Bagaimanapun umur Bumi akan terus bertambah, keberlangsungan kehidupan pada masa mendatang tergantung tentang bagaimana manusia saat ini mampu untuk merawat dan mengelolanya.
Adanya diskusi dan kerja sama internasional mengenai transmisi energi, menurut Dubes Piket, akan mewujudkan suatu solusi yang nantinya akan berguna bagi seluruh manusia di dunia.
Melalui acara ini, diharapkan dapat memberikan kepemimpinan dan pendorong kepada negara-negara lain mengenai upaya dalam krisis perubahan iklim dan pemanasan global.
Keterlibatan Kaum Muda, Agent of Change
Ir. Laksmi Dhewanthi, M.A. IPU selaku Direktur Jenderal Pengendalian Perubahan Iklim Kementerian Lingkungan Hidup dan Kehutanan mengatakan bahwa kaum muda merupakan agent of change untuk masalah ini.
Selain dalam hal pengambilan keputusan, kaum muda juga diharapkan dapat memberikan ide-ide dan gagasan kreatif maupun inovatif sebagai solusi dalam permasalahan yang ada.
Kaum muda, imbuhnya, adalah penggerak perubahan khususnya dalam keberlangsungan tatanan kehidupan.
"Untuk menuju ekonomi hijau, diperlukan agenda-agenda pengambilan keputusan dengan para kaum muda, baik dalam manajemen dan kerangka kerja untuk penanganan bencana," ucapnya.
Upaya-upaya dalam aksi iklim yang konkret harus melibatkan pemerintah daerah, pemerintah pusat dan juga publik itu sendiri.
"Anak muda diharapkan dapat memberikan masukan kepada pemerintah terhadap keputusan yang dibuat," imbuhnya.
Advertisement
Negara-Negara Eropa Mengatasi Krisis Iklim
Melalui diskusi yang dilakukan, banyak informasi yang didapatkan khususnya mengenai bagaimana negara-negara Eropa menghadapi masalah ini.
"Pemerintah Belanda mencoba untuk mengatasi kasus krisis ikilm dengan melakukan perubahan dalam bidang teknologi. Salah satu hal yang jelas adalah harga mobil listrik lebih murah," ujar Duta Besar Belanda untuk Indonesia Lambert Grijns.
Lambert Grijns juga mengatakan bahwa pemerintah Belanda telah berhasil mengolah 80% sampah mereka menjadi suatu produk daur ulang, namun sampai sekarang masih sulit untuk membuat angkanya menjadi 100%.
Berbeda dengan Belanda, dalam dialog yang disampaikan Duta Besar Slovakia untuk Indonesia, Jaroslav Chlebo disebutkan bahwa Slovakia mempunyai cara lain untuk mengatasi krisis iklim.
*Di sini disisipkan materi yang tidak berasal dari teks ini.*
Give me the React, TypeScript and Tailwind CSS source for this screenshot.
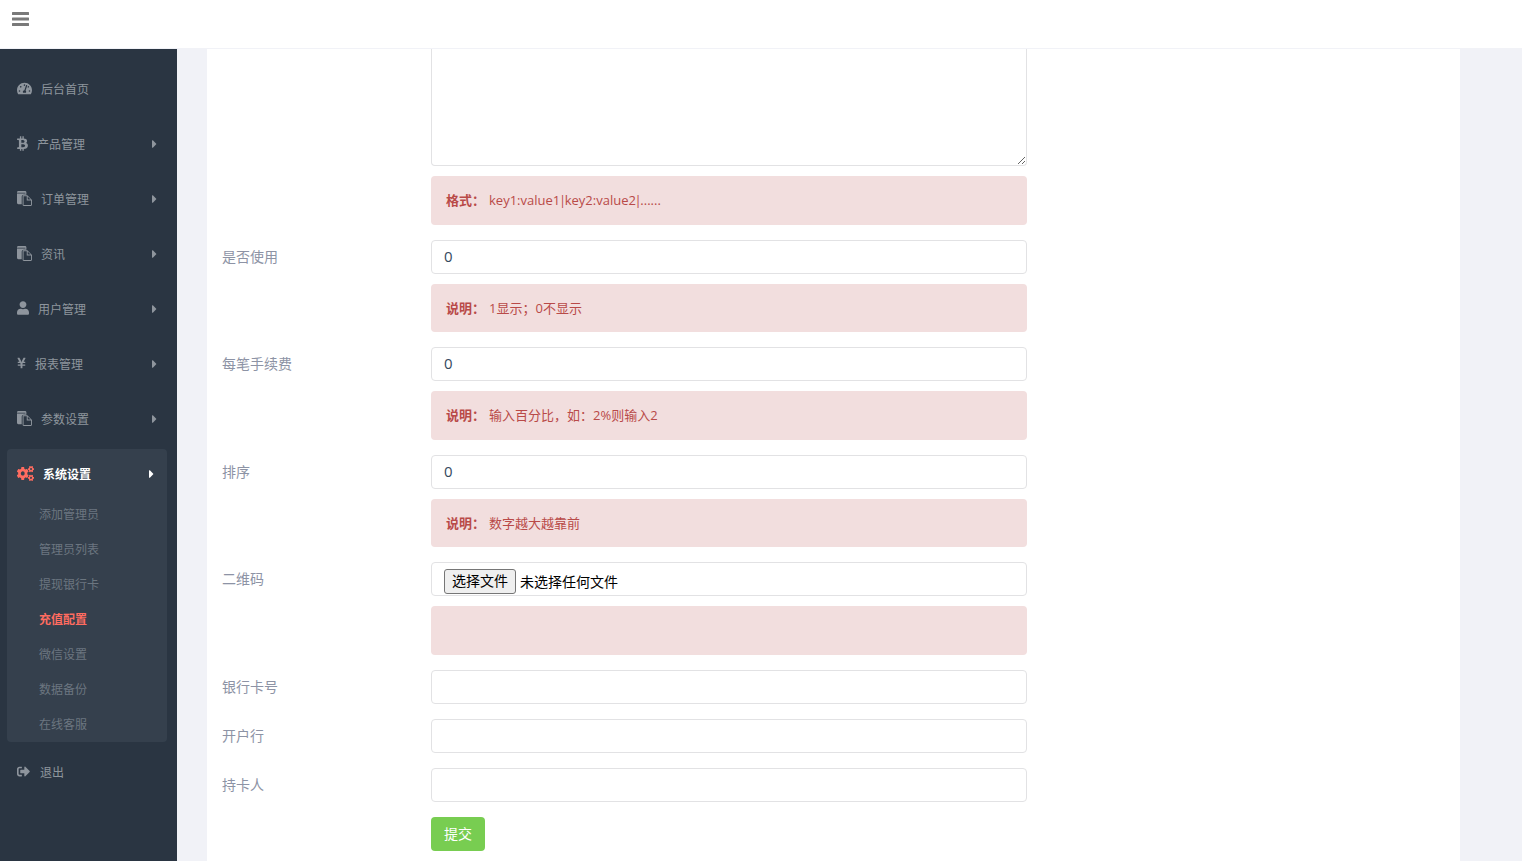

Dubes Jaroslav Chlebo mengatakan Slovakia melihat reduksi gas yang menuju atmosfer membawa sangat banyak dampak negatif kepada Bumi.
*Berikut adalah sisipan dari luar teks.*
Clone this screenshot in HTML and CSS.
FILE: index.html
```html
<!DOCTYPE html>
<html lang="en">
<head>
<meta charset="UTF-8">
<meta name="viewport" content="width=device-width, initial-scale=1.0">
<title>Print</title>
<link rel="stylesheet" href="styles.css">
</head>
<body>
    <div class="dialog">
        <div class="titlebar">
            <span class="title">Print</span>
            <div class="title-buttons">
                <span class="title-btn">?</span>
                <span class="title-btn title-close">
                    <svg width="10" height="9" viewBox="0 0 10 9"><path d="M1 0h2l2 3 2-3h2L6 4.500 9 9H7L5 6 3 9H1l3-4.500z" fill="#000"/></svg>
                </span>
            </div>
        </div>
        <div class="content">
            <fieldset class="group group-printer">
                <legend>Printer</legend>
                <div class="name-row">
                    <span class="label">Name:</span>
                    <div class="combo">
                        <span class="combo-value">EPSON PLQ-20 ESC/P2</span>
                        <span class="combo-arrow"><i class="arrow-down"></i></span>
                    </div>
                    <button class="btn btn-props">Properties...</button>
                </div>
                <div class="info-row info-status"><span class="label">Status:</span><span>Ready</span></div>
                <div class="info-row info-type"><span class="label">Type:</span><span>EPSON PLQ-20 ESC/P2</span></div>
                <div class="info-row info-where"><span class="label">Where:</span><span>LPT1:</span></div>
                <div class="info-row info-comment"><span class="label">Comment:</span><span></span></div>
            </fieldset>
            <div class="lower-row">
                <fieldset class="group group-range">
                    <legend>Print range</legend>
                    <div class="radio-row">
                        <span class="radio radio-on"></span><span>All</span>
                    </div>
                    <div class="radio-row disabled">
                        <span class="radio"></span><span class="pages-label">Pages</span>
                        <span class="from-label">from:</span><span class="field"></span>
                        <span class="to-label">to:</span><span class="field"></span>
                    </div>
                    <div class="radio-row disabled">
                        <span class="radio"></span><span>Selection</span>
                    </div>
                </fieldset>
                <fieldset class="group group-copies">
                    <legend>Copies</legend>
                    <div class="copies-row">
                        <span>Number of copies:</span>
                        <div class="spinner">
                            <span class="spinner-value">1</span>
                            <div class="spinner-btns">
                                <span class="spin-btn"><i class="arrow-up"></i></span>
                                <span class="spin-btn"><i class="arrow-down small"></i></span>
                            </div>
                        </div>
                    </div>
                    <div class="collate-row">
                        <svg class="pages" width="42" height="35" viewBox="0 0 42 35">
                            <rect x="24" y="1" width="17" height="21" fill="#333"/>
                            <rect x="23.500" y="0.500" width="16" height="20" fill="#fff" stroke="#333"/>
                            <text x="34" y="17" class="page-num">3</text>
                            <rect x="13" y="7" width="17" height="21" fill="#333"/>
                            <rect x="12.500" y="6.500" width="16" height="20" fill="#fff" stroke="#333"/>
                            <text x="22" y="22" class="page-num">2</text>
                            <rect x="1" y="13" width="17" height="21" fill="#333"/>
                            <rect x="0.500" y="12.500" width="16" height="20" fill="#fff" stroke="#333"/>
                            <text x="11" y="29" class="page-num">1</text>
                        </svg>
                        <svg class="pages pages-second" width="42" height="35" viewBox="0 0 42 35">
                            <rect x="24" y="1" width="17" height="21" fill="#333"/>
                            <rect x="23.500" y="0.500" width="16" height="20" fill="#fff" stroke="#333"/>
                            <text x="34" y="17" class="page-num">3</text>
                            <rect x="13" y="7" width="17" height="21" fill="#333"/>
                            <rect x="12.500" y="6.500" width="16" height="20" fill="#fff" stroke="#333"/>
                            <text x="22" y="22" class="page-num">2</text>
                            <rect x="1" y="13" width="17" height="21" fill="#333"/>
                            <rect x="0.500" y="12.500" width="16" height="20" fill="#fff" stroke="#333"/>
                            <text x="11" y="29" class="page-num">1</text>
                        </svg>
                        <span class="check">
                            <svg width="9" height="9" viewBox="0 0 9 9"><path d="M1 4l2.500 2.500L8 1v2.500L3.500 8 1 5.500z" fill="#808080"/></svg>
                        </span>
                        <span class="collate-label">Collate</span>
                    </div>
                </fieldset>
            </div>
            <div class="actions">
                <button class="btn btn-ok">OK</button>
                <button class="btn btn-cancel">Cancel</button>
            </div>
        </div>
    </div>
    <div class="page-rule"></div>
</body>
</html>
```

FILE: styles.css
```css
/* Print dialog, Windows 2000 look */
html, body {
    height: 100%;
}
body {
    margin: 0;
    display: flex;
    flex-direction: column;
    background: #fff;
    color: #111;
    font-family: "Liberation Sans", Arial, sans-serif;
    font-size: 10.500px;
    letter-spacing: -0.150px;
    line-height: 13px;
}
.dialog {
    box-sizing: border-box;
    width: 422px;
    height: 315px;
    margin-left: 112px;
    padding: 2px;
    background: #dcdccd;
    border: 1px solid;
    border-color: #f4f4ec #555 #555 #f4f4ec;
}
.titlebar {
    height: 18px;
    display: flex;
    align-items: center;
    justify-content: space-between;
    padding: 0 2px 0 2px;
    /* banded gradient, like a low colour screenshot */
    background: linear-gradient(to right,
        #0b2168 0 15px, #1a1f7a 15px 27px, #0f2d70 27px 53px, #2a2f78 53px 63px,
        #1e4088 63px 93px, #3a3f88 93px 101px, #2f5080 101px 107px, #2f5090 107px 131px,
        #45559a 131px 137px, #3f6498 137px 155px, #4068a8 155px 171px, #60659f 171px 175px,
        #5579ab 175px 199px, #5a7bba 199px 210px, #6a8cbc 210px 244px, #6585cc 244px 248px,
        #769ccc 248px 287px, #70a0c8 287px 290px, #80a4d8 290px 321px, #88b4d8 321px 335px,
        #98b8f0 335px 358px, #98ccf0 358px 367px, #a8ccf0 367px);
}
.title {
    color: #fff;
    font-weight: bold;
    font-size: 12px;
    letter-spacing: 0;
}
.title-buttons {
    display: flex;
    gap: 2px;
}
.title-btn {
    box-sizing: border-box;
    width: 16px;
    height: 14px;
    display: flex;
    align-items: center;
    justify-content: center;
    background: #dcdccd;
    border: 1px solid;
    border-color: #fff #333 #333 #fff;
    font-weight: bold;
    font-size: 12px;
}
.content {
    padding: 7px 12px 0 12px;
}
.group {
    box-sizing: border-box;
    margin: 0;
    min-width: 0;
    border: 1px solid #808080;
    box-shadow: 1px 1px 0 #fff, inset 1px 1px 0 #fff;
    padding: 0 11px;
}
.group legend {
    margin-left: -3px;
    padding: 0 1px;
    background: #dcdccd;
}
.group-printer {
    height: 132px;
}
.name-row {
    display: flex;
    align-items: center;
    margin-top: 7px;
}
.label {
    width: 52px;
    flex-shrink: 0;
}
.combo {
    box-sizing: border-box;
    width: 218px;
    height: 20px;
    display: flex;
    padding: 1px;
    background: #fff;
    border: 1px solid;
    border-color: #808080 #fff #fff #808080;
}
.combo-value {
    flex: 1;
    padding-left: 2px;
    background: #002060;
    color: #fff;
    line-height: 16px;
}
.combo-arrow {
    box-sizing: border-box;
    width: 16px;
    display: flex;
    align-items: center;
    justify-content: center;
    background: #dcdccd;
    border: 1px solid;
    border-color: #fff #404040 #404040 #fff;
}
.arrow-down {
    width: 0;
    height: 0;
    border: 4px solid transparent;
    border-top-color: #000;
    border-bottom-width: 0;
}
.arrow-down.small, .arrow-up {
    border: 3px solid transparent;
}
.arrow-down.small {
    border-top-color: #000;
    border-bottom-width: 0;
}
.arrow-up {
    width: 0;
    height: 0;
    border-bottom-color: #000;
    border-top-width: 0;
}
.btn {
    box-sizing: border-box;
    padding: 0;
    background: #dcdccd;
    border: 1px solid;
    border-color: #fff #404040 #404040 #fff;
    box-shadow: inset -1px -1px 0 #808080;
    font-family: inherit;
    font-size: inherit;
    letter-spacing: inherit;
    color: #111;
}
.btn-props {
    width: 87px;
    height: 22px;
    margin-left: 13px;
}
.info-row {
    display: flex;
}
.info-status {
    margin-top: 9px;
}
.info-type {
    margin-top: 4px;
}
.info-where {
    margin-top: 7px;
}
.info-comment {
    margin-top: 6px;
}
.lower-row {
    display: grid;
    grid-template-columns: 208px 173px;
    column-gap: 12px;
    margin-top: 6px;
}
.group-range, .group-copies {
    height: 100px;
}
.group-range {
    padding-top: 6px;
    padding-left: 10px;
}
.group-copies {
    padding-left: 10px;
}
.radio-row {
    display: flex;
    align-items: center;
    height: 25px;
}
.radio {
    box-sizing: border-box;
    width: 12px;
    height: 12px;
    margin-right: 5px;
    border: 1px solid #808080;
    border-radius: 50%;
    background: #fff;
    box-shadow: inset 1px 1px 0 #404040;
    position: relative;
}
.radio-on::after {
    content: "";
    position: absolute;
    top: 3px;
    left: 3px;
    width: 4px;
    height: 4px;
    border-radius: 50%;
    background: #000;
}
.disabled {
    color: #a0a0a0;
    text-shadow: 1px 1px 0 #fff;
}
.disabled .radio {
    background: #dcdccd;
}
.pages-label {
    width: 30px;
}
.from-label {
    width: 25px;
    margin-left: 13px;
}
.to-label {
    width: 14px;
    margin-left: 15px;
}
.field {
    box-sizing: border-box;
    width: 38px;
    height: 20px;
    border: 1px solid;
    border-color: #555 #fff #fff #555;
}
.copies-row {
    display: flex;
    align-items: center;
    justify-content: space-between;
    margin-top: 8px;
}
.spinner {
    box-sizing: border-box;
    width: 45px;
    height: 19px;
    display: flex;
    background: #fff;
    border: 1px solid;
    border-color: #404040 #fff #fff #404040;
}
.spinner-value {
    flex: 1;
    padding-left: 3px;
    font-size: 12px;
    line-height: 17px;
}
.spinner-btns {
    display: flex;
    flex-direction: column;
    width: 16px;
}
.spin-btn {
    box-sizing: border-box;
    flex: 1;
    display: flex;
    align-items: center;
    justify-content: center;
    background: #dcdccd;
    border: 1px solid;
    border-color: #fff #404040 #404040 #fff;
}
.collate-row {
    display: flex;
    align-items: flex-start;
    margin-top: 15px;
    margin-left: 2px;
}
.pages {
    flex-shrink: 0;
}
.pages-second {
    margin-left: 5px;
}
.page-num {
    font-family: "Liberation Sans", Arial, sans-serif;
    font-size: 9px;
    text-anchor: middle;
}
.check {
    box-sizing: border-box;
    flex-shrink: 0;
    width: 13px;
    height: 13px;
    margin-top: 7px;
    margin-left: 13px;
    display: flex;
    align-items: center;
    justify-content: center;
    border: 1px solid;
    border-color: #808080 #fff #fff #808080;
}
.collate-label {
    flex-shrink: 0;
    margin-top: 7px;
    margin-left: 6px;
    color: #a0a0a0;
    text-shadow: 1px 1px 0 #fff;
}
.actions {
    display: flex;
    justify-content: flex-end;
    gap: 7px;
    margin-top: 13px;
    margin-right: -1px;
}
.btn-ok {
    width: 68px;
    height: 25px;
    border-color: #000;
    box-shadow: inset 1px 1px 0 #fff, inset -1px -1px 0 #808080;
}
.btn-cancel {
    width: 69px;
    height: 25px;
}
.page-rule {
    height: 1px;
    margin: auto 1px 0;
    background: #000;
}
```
Untuk itu, pemerintah Slovakia melakukan emisi gas dengan memproduksi energi baru dan terbarukan.
"Efek rumah kaca telah ada sejak tahun 90-an, mulai saat itu atmosfer Bumi kita makin memprihatikan, kita harus memberikan perhatian kepada atmosfer yang telah belerja keras hingga saat ini,” ucap Jaroslav Chlebo.
Setiap negara mempunyai cara dan kebijakan sendiri dalam penangangan krisis energi yang mungkin dampaknya sudah dirasakan dari sekarang ini.
Bagaimana cara Memulainya?
Pertanyaan yang muncul adalah bagaimana cara untuk memulai dan langkah pertama apa yang dilakukan.
Pembangunan ekonomi hijau tidak terjadi secara cepat namun Indonesia harus memulainya dengan cepat.
Duta Besar Swedia untuk Indonesia, Marina Berg mengatakan bahwa langkah pertama yang dilakukan adalah adanya interaksi masyarakat, ilmuwan dan pemerintah dalam pengambilan keputusan dan dan mendukung kebijakan pemerintah.
"Swedia sendiri telah berusaha untuk melakukan pengenbangan transisi energi dan teknologi yang di eksport ke berbagai negara," ujar Marina Berg.
"Jika semua pihak dapat bekerja sama dengan baik, mungkin pada tahun 2045 nanti Negara Indonesia dapat mengembangkan konsep smart city yang akan memudahkan segala jenis kegiatan masyarakat."
Negara Uni Eropa akan selalu bersama dengan Indonesia dalam segala upaya aksi iklim karena permasalahan ini harus diseleseikan secara internsional.
Diharapkan masyarakat dapat memulai dengan langkah terkecil yang dapat mereka lakukan yaitu menyadari pentingnya isu krisis iklim dan pemanasan global yang terjadi sekarang ini.